## INFORMATION PROVIDED
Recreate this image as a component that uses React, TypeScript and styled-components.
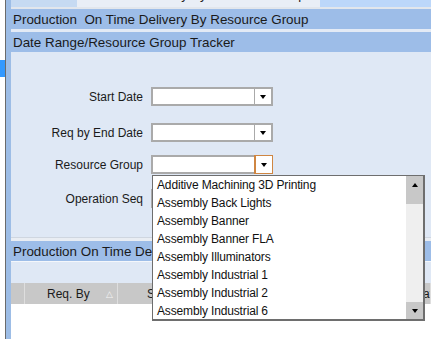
import React from 'react';
import styled, { createGlobalStyle } from 'styled-components';

const Global = createGlobalStyle`
  html, body { margin: 0; padding: 0; width: 431px; height: 339px; overflow: hidden; background: #fff; }
  body { font-family: "Liberation Sans", Arial, sans-serif; color: #1a1a1a; }
  * { box-sizing: border-box; }
`;

const Shell = styled.div`
  display: flex;
  width: 431px;
  height: 339px;
  overflow: hidden;
`;

const Rail = styled.div`
  width: 6px;
  flex: none;
  background: #fff;
  border-right: 1px solid #6b6b6b;
  padding-top: 60px;
`;

const RailMark = styled.div`
  height: 17px;
  background: #3399ff;
`;

const Strip = styled.div`
  width: 5px;
  flex: none;
  background: #9dbde6;
`;

const Main = styled.div`
  flex: 1;
  min-width: 0;
  display: flex;
  flex-direction: column;
`;

const TabBar = styled.div`
  height: 9px;
  flex: none;
  display: flex;
  border-bottom: 2px solid #e2e6ec;
  background: #e9eef6;
  overflow: hidden;
`;

const Tab = styled.div<{ $w?: number; $bg: string; $pl: number }>`
  ${p => (p.$w ? `width: ${p.$w}px; flex: none;` : 'flex: 1;')}
  background: ${p => p.$bg};
  padding-left: ${p => p.$pl}px;
  font-size: 13px;
  line-height: 13px;
  white-space: nowrap;
  overflow: hidden;
  color: #222;
`;

const TabText = styled.span`
  display: block;
  margin-top: -12px;
`;

const Header = styled.div`
  height: 20px;
  flex: none;
  background: #9dbde8;
  display: flex;
  align-items: center;
  padding-left: 2px;
  font-size: 13.4px;
  white-space: nowrap;
  overflow: hidden;
`;

const HeaderGap = styled.div`
  height: 3px;
  flex: none;
  background: #e3eaf5;
`;

const FormPanel = styled.div`
  height: 185px;
  flex: none;
  background: #dfe8f5;
  padding-top: 35px;
  display: flex;
  flex-direction: column;
`;

const FormRow = styled.div<{ $mt: number }>`
  display: grid;
  grid-template-columns: 132px 122px;
  column-gap: 8px;
  align-items: center;
  margin-top: ${p => p.$mt}px;
`;

const Label = styled.div`
  text-align: right;
  font-size: 12px;
  white-space: nowrap;
`;

const Combo = styled.div<{ $z?: number }>`
  position: relative;
  z-index: ${p => p.$z ?? 1};
  height: 19px;
  display: flex;
  background: #fff;
  border: 2px solid #aaaaaa;
`;

const ComboField = styled.div`
  flex: 1;
`;

const ComboButton = styled.div<{ $focus?: boolean }>`
  width: 17px;
  flex: none;
  display: flex;
  align-items: center;
  justify-content: center;
  background: #fff;
  border-left: 1px solid ${p => (p.$focus ? '#cf8642' : '#aaaaaa')};
  ${p => (p.$focus ? 'box-shadow: 0 0 0 1px #cf8642; margin: -1px -1px -1px 0;' : '')}
`;

const ArrowDown = styled.div<{ $c?: string }>`
  width: 0;
  height: 0;
  border-left: 3.5px solid transparent;
  border-right: 3.5px solid transparent;
  border-top: 4px solid ${p => p.$c ?? '#000'};
`;

const ArrowUp = styled.div`
  width: 0;
  height: 0;
  border-left: 3.5px solid transparent;
  border-right: 3.5px solid transparent;
  border-bottom: 4px solid #000;
`;

const Popup = styled.div`
  position: absolute;
  top: 18px;
  left: -1px;
  width: 273px;
  height: 146px;
  background: #fff;
  border: 1px solid #6e6e6e;
  border-right-width: 2px;
  border-bottom-width: 2px;
  display: flex;
  z-index: 5;
`;

const List = styled.div`
  flex: 1;
  overflow: hidden;
`;

const Item = styled.div`
  height: 18px;
  line-height: 18px;
  padding-left: 4px;
  font-size: 12px;
  letter-spacing: -0.15px;
  white-space: nowrap;
  color: #111;
`;

const Scroll = styled.div`
  width: 17px;
  flex: none;
  display: flex;
  flex-direction: column;
  background: #efefef;
`;

const ScrollUp = styled.div`
  height: 28px;
  background: #c8c8c8;
  display: flex;
  justify-content: center;
  padding-top: 7px;
`;

const ScrollTrack = styled.div`
  flex: 1;
`;

const ScrollDown = styled.div`
  height: 17px;
  background: #c8c8c8;
  display: flex;
  align-items: center;
  justify-content: center;
`;

const PanelGap = styled.div`
  height: 4px;
  flex: none;
  border-top: 1px solid #cfd6e0;
  background: #e9edf3;
`;

const Toolbar = styled.div`
  height: 22px;
  flex: none;
  background: #dfe8f5;
  border-top: 1px solid #f4f7fb;
`;

const ColumnRow = styled.div`
  height: 21px;
  flex: none;
  display: flex;
  background: #c8c8c8;
  font-size: 12px;
  white-space: nowrap;
  overflow: hidden;
`;

const Col = styled.div<{ $w?: number; $pl: number }>`
  ${p => (p.$w ? `width: ${p.$w}px; flex: none;` : 'flex: 1;')}
  padding-left: ${p => p.$pl}px;
  padding-right: 4px;
  display: flex;
  align-items: center;
  justify-content: space-between;
  border-right: 1px solid #dedede;
  overflow: hidden;
`;

const SortMark = styled.span`
  font-size: 9px;
  color: #f4f4f4;
`;

const Grid = styled.div`
  flex: 1;
  background: #fff;
`;

const items = [
  'Additive Machining 3D Printing',
  'Assembly Back Lights',
  'Assembly Banner',
  'Assembly Banner FLA',
  'Assembly Illuminators',
  'Assembly Industrial 1',
  'Assembly Industrial 2',
  'Assembly Industrial 6',
];

export default function App() {
  return (
    <>
      <Global />
      <Shell>
        <Rail>
          <RailMark />
        </Rail>
        <Strip />
        <Main>
          <TabBar>
            <Tab $w={66} $bg="#c6daf2" $pl={10}>
              <TabText>General</TabText>
            </Tab>
            <Tab $w={243} $bg="#e9eef6" $pl={11}>
              <TabText>On Time Delivery By Resource Group</TabText>
            </Tab>
            <Tab $bg="#bcd7fa" $pl={0} />
          </TabBar>
          <Header>Production&nbsp; On Time Delivery By Resource Group</Header>
          <HeaderGap />
          <Header>Date Range/Resource Group Tracker</Header>
          <FormPanel>
            <FormRow $mt={0}>
              <Label>Start Date</Label>
              <Combo>
                <ComboField />
                <ComboButton>
                  <ArrowDown />
                </ComboButton>
              </Combo>
            </FormRow>
            <FormRow $mt={17}>
              <Label>Req by End Date</Label>
              <Combo>
                <ComboField />
                <ComboButton>
                  <ArrowDown />
                </ComboButton>
              </Combo>
            </FormRow>
            <FormRow $mt={13}>
              <Label>Resource Group</Label>
              <Combo $z={5}>
                <ComboField />
                <ComboButton $focus>
                  <ArrowDown />
                </ComboButton>
                <Popup>
                  <List>
                    {items.map(t => (
                      <Item key={t}>{t}</Item>
                    ))}
                  </List>
                  <Scroll>
                    <ScrollUp>
                      <ArrowUp />
                    </ScrollUp>
                    <ScrollTrack />
                    <ScrollDown>
                      <ArrowDown />
                    </ScrollDown>
                  </Scroll>
                </Popup>
              </Combo>
            </FormRow>
            <FormRow $mt={15}>
              <Label>Operation Seq</Label>
              <Combo>
                <ComboField />
                <ComboButton>
                  <ArrowDown />
                </ComboButton>
              </Combo>
            </FormRow>
          </FormPanel>
          <PanelGap />
          <Header>Production On Time Delivery By Resource Group</Header>
          <Toolbar />
          <ColumnRow>
            <Col $w={14} $pl={0} />
            <Col $w={93} $pl={22}>
              <span>Req. By</span>
              <SortMark>△</SortMark>
            </Col>
            <Col $w={182} $pl={29}>
              <span>Status</span>
            </Col>
            <Col $pl={89}>
              <span>Due Date</span>
            </Col>
          </ColumnRow>
          <Grid />
        </Main>
      </Shell>
    </>
  );
}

## PROBLEM REQUIREMENTS
Your answer should be a single number: the count of lines in the data that include the word "components".

## FINAL ANSWER
2